Feel free to use my code! Does gnome have an gerrit instance somewhere? as patch tracking in bugzilla is a bit awkward... Or isn't it? I never used it this way.
I never used Gerrit :P No clue if GNOME has one, I'm not aware of it.
IMHO the patch is ready; it certainly can't be worse than the current code :-)
:-)
Let's double check that we address bug 762151 too.
I committed this to master; let's call this FIXED and open new bugs if anything remains.

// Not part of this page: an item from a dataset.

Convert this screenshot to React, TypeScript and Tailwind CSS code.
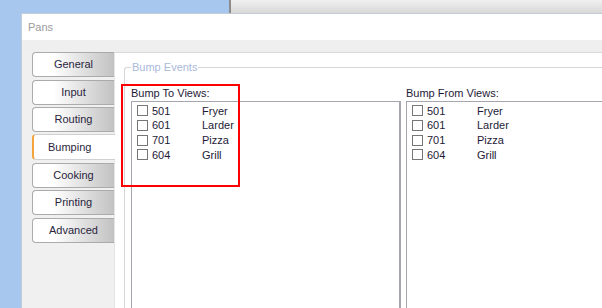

(In reply to Egmont Koblinger from comment #16) > From this halfway decent solution (where it's damn hard to fix such bugs) we > can go to the rough n simple approach of accepting pretty much everything > (where I'm afraid it's inevitable to have almost-impossible-to-fix minor > bugs), or try to be as pedantic as reasonably possible. > > Unittesting also benefits from being pedantic. It's a huge win that we can > not only test valid matches but also invalid ones. Keeping it within strict > boundaries helps us ensure that we indeed correctly parse the semantics of > the URLs. http://askubuntu.com/q/671278/398785 brings up another excellent data point why going pedantic was probably the right choice. Here someone complains that an NPM package such as "react@0.13.3" is highlighted as an email address. With the new regexes, even if it's modified to be a valid IP (e.g. "react@1.2.3.4") it's still not recognized, because IP addresses need to be enclosed within brackets in email addresses. So, by being pedantic, we highlight fewer false positives and hence cause less frustration to those working with something totally different that just happens to look similar to URLs or email addresses.